Multiple by-pass ports as described may be provided, for purposes such as by-passing the flow of well fluid between the annulus 14a and the exterior; providing direct access to the well annulus 14a for introduction of treatment fluid such as acids or other chemicals to be injected into the well; and to provide a connection for a well pressure gage, indicated at 128 in FIG. 1.
As seen in FIG. 2a insert ball check valve unit 196 may be installed in access port 120 for well treatment chemicals and pressure guage installation. Ball check valve 196 is equiped with a ball 197 and seat 198 that provides a normally closed valve, with closure effected by an internal spring 199 and internal system pressure exerted in the direction indicated by arrow 199a.
Installation of the pressure guage 128 or chemical injection nozzle into the well head body 11 at ports 120 will depress ball 198 and automatically opens the insert ball check valve to the internal well fluids and pressures. Removal of either the pressure guage 128 or the chemical injection nozzle will automatically return the check valve ball 198 to its normally closed position.
The head interior and seals may easily be pressure tested by pressure application via ports 12 and 14, with the packers 29 and 69 closed against tubing 13a and rod 22b.
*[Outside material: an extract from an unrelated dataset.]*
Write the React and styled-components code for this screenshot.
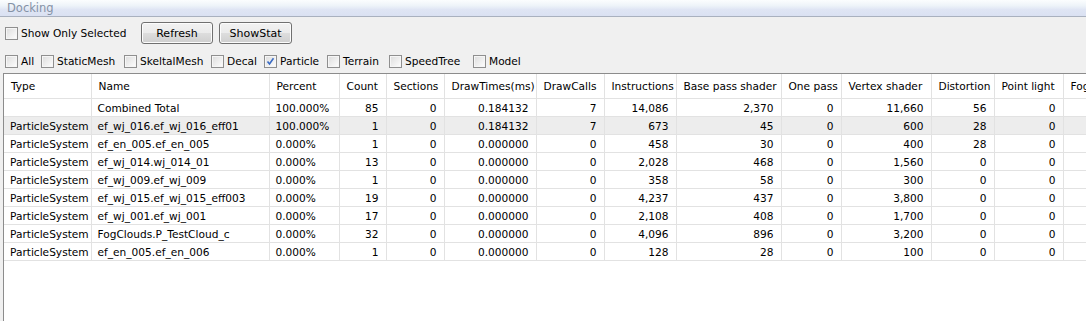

Referring to FIG. 5, the specific valve 12b' to control production flow from side port 12 in the head includes a valve body 150 attached at 151 to the head 11, with valve inlet port 152 in direct communication with port 12. Located in the body is a tubular liner 162 in which a thimble or stopper 153 is received for reciprocation therein. The thimble may for example define a swab cup 154 consisting of elastomeric material sealingly engaging the inner walls of the liner. The liner has through porting at 155 in the side thereof to allow production fluid to flow sidewardly into the liner, and then through its open lower end 162a to body outlet 152a when the stopper is in raised or retracted position, as shown. Conversely, when the stopper is advanced downwardly to extended position below the level of porting 155, the flow is blocked. As the thimble passes porting 155, it wipes the latter clean.
The liner 162 incorporates an externally threaded shoulder 194 as a means of installing liner 162 within the valve body 12, and sealed at 183. Liner 162 provides, in addition to through porting at 155 two diametrically opposed slots 195 which extend upward to the upper extremity of the liner 162. They provide a means of installation and removed from the valve body 12. The extended slots 195 also prevent swab cup 154 from developing an hydraulic lock during the opening operation of the valve, on upward travel of the swab cup.
A fluid pressure responsive actuator is provided to advance and retract the stopper, and typically includes a cylinder 156 attached to body 150 as via flange 157 and fasteners 158. The actuator also includes a piston 159 reciprocable in the cylinder and attached to the stopper as via stem 160. Pressure chambers are defined in the cylinder at 161 and 161a above and below the piston 159. Note that an annular interior flange 190 directly below chamber 161a passes the stem 160, and seals 163 carried by the flange seal off against the stem.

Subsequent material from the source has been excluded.